Add optional unicode normalization before passing strings to speech or braille
Is your feature request related to a problem? Please describe.
In some cases, text can contain ligature characters that are not provided in a braille table. Alternatively, a speech synthesizer kan really struggle with these.
An example is the ligature ij (ij), in dutch as in ijsbeer (polar bear). The Dutch version of ESPeak is unable to pronounce this word correctly.
An exactly opposite example is á, which is composed of two characters, namely the letter a and the modifier ́.
Describe the solution you'd like
For both speech and braille, i propose adding the ability to enable unicode normalization with the NFKC algoritm (Normalization Form Compatibility Composition). This algorithm ensures that most ligatures are properly decomposed before passing them to the synthesizer while composing characters like á, which is much more common than á.
Note that while this sounds utterly complex, it is basically adding one line of code:
processed = unicodedata.normalize("NFKC", original)
Some answers/reactions:
- Unicode normalization on "bœr" does not seem to change anything on my end. How does it improve things for Dutch reading?
- Is the issue only with eSpeak or with many TTS?
- I have not noticed any issue with "œ" character in French TTS. This ligature is also used in French but TTS seem to behave the same no matter if we have the ligature or two separate characters ("oe")

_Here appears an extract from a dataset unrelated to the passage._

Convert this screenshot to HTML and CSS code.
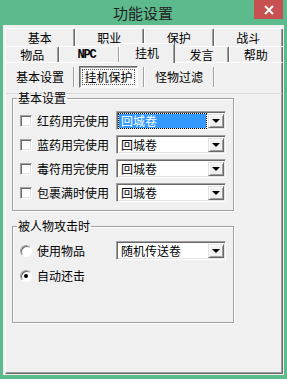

- Regarding the characters with diacritic, using one compound character ("á") behaves much better with TTSs then two characters ("á") at least when reading French.
- I think that such normalization is offered and customizable in at least one TTS; I do not remember which one.
- I do not know the difference between NFKC and NFC; is one normalization form preferable and why?
1. Unicode normalization on "bœr" does not seem to change anything on my end. How does it improve things for Dutch reading?
I'm very sorry. I actually performed tests for ij and somehow assumed it also worked for œ, but turns out it doesn't. For ij it definitely works: unicodedata.normalize("NFKC", "ijsbeer") returns ijsbeer
I updated the initial description accordingly.
2. Is the issue only with eSpeak or with many TTS?
I can reproduce the issue with ijsbeer with ESPeak, OneCore and Vocalizer Expressive.
3. I have not noticed any issue with "œ" character in French TTS. This ligature is also used in French but TTS seem to behave the same no matter if we have the ligature or two separate characters ("oe")
For the Dutch ESpeak, bœr pronounces as bor (i.e. it behaves like only the o is present). Vocalizer and OneCore seem to ignore the ligature completely.
4. Regarding the characters with diacritic, using one compound character ("á") behaves much better with TTSs then two characters ("á") at least when reading French.
Same applies to Dutch.
6. I do not know the difference between NFKC and NFC; is one normalization form preferable and why?
The NFC variant doesn't provide compatible characters for ligatures and therefore doesn't touch them. While NFKD does decompose the ligeature, it also decomposes á. Therefore NFKC seems to be the only method that really makes sense.
That said, I really want to know why œ is left alone and ij is decomposed correctly.
This sounds like a good idea. Would it be possible to normalize only once if the user had both speech and braille enabled? While the overhead seems small to me, it wouldn't hurt to try and minimize it.
I think that even when we normalize on the TextInfo level, normalization would happen once for braille and once for speech. That said, I now realize that normalizing might break offset based text infos. Need to check that.
A question, does the normalization could solve the problem of italic or bold unicode characters that synthesizers can't read?
Do you have examples of this? I'm certainly willing to investigate. In the end, I'm searching for a normalization strategy that works best for anyone.
Do you have examples of this? I'm certainly willing to investigate.
Hi @LeonarddeR, this should be a good resource. If you want, see also this add-on, that uses Unidecode library.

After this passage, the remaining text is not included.